En ce mois de juin 2024, le président russe Vladimir Poutine effectue une rare visite officielle en Corée du Nord, près d’un quart de siècle après son dernier déplacement dans ce pays en 2000. Sur fond de guerre en Ukraine et d’isolement international, ce voyage revêt une importance toute particulière pour le maître du Kremlin, en quête de soutiens face à la pression occidentale.
Un rapprochement stratégique entre deux « parias » de la scène internationale
Depuis le début du conflit ukrainien en février 2022, la Russie a vu ses relations avec l’Occident se dégrader fortement. Moscou est la cible de multiples trains de sanctions économiques visant à affaiblir sa machine de guerre. Dans ce contexte, le régime de Kim Jong-un apparaît comme un allié précieux pour Vladimir Poutine.
La Corée du Nord, elle-même soumise à de lourdes sanctions internationales en raison de ses programmes nucléaire et balistique, a exprimé son soutien à l’« opération militaire spéciale » menée par la Russie en Ukraine. Pyongyang y voit une lutte contre l’« hégémonie » et l’« arbitraire » des États-Unis et de leurs alliés.
Le conflit en Ukraine a été une véritable aubaine pour la Corée du Nord.
– Peter Ward, membre du groupe de réflexion Sejong
Une coopération militaire renforcée ?
Selon plusieurs observateurs, la visite de Vladimir Poutine pourrait déboucher sur une intensification de la coopération militaire entre Moscou et Pyongyang. La Russie, confrontée à une guerre d’usure en Ukraine, aurait grandement besoin de munitions et d’équipements nord-coréens.
En échange, le régime de Kim Jong-un espère un assouplissement des sanctions et un soutien russe accru sur la scène internationale, notamment au Conseil de sécurité de l’ONU. Mais des voix s’élèvent pour mettre en garde contre les risques d’une telle alliance entre deux États nucléaires au comportement jugé imprévisible.
Des intérêts économiques convergents
Au-delà de l’aspect militaire, Poutine a aussi des visées économiques lors de sa visite en Corée du Nord.
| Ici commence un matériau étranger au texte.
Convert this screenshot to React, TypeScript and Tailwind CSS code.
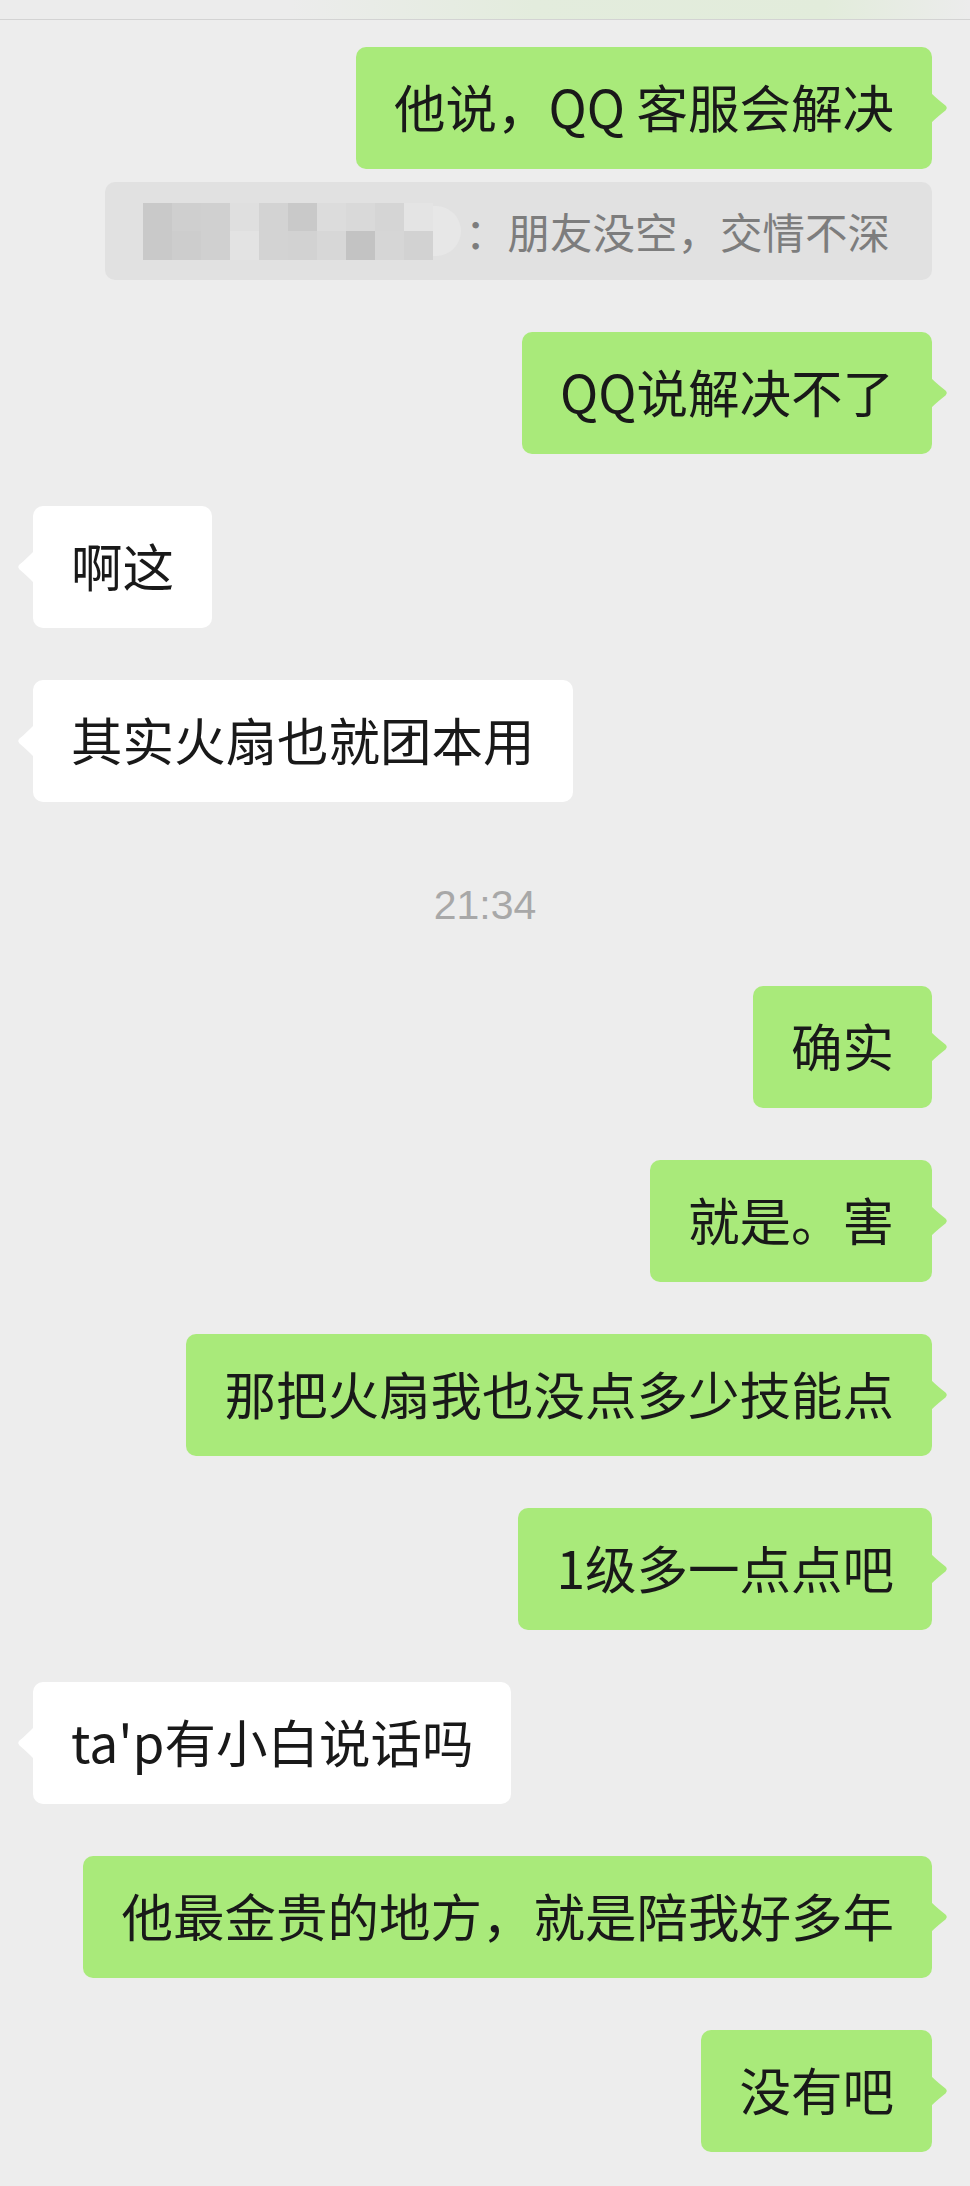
import React from 'react';

type Msg = { text: string; mine?: boolean };

const Tail: React.FC<{ mine?: boolean }> = ({ mine }) => {
  if (mine) {
    return (
      <svg
        className="absolute left-full top-1/2 -ml-px -translate-y-1/2"
        width="17"
        height="30"
        viewBox="0 0 17 30"
      >
        <path d="M0 0 C5 5 10 9 14.5 12.6 Q17 15 14.5 17.4 C10 21 5 25 0 30 Z" fill="#a9ea7a" />
      </svg>
    );
  }
  return (
    <svg
      className="absolute right-full top-1/2 -mr-px -translate-y-1/2"
      width="17"
      height="32"
      viewBox="0 0 17 32"
    >
      <path d="M17 0 C12 5 7 10 2.5 13.6 Q0 16 2.5 18.4 C7 22 12 27 17 32 Z" fill="#ffffff" />
    </svg>
  );
};

const Bubble: React.FC<Msg & { className?: string }> = ({ text, mine, className }) => {
  return (
    <div className={`flex ${mine ? 'justify-end pr-[38px]' : 'justify-start pl-[33px]'} ${className ?? ''}`}>
      <div
        className={`relative whitespace-nowrap rounded-[10px] px-[38px] pt-[33px] pb-[37px] text-[51.5px] leading-[52px] text-[#191919] ${
          mine ? 'bg-[#a9ea7a]' : 'bg-white'
        }`}
      >
        {text}
        <Tail mine={mine} />
      </div>
    </div>
  );
};

// mosaic blocks over the quoted name
const row1 = [
  'bg-[#c9c9c9]',
  'bg-[#cfcfcf]',
  'bg-[#d0d0d0]',
  'bg-[#dfdfdf]',
  'bg-[#d3d3d3]',
  'bg-[#c9c9c9]',
  'bg-[#dcdcdc]',
  'bg-[#d9d9d9]',
  'bg-[#d5d5d5]',
  'bg-[#e4e4e4]',
];
const row2 = [
  'bg-[#c9c9c9]',
  'bg-[#cdcdcd]',
  'bg-[#d0d0d0]',
  'bg-[#e3e3e3]',
  'bg-[#d3d3d3]',
  'bg-[#d2d2d2]',
  'bg-[#d7d7d7]',
  'bg-[#c3c3c3]',
  'bg-[#d6d6d6]',
  'bg-[#d2d2d2]',
];

const Quote: React.FC = () => {
  return (
    <div className="mt-[13px] flex justify-end pr-[38px]">
      <div className="flex h-[98px] w-[827px] items-center rounded-[10px] bg-[#e1e1e1] pl-[38px]">
        <div className="flex items-center">
          <div className="flex flex-col">
            <div className="flex">
              {row1.map((c, i) => (
                <div key={i} className={`h-[28px] w-[29px] ${c}`} />
              ))}
            </div>
            <div className="flex">
              {row2.map((c, i) => (
                <div key={i} className={`h-[29px] w-[29px] ${c}`} />
              ))}
            </div>
          </div>
          <div className="h-[50px] w-[28px] rounded-r-full bg-[#e7e7e7]" />
        </div>
        <span className="ml-[4px] whitespace-nowrap text-[42.5px] leading-[48px] text-[#7d7d7d]">
          ：朋友没空，交情不深
        </span>
      </div>
    </div>
  );
};

export default function App() {
  return (
    <div className="min-h-[2186px] w-full bg-[#ededed] font-['Noto_Sans_CJK_SC',sans-serif]">
      <div className="h-[20px] border-b border-[#d3d3d3] bg-[linear-gradient(90deg,#ececec_30%,#e3ecdd_55%,#e2ecdb_85%,#ececec_100%)]" />
      <div className="flex flex-col pt-[27px]">
        <Bubble mine text="他说，QQ 客服会解决" />
        <Quote />
        <Bubble mine text="QQ说解决不了" className="mt-[52px]" />
        <Bubble text="啊这" className="mt-[52px]" />
        <Bubble text="其实火扇也就团本用" className="mt-[52px]" />
        <div className="mt-[79px] text-center font-['Liberation_Sans',sans-serif] text-[41px] leading-[48px] text-[#a8a8a8]">
          21:34
        </div>
        <Bubble mine text="确实" className="mt-[57px]" />
        <Bubble mine text="就是。害" className="mt-[52px]" />
        <Bubble mine text="那把火扇我也没点多少技能点" className="mt-[52px]" />
        <Bubble mine text="1级多一点点吧" className="mt-[52px]" />
        <Bubble text="ta'p有小白说话吗" className="mt-[52px]" />
        <Bubble mine text="他最金贵的地方，就是陪我好多年" className="mt-[52px]" />
        <Bubble mine text="没有吧" className="mt-[52px]" />
      </div>
    </div>
  );
}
La Russie, privée de nombreux marchés et investissements occidentaux, est en quête de nouveaux partenaires commerciaux.
- Les secteurs de l’énergie, des matières premières et de la construction pourraient faire l’objet d’accords.
- Moscou souhaite attirer des travailleurs nord-coréens sur ses grands chantiers d’infrastructures, notamment en Sibérie orientale.
Kim Jong-un espère pour sa part des investissements et une assistance technique russe pour moderniser les infrastructures délabrées de son pays. Une façon aussi d’atténuer les effets désastreux des sanctions sur l’économie nord-coréenne.
Quelle portée pour cette visite ?
Si cette rencontre au sommet permet d’afficher une convergence d’intérêts entre Vladimir Poutine et Kim Jong-un face à un Occident perçu comme hostile, nombre d’experts relativisent toutefois sa portée concrète :
- L’aide militaire nord-coréenne resterait limitée et ne changerait pas fondamentalement la donne sur le champ de bataille ukrainien.
- Les échanges économiques russo-nord-coréens, bridés par les sanctions, conserveraient un caractère marginal.
C’est donc surtout au niveau diplomatique et symbolique qu’il faut chercher la signification profonde de ce voyage de Vladimir Poutine à Pyongyang. Un message fort envoyé à l’Occident sur la capacité de la Russie et de ses alliés à défier l’ordre international et à s’affranchir de la pression des sanctions.
Une posture qui pourrait toutefois se révéler à double tranchant en accentuant l’isolement et la défiance de la communauté internationale envers Moscou et Pyongyang. L’avenir dira si ce pari risqué aura été gagnant pour Vladimir Poutine et Kim Jong-un, dont le rapprochement suscite autant d’interrogations que d’inquiétudes.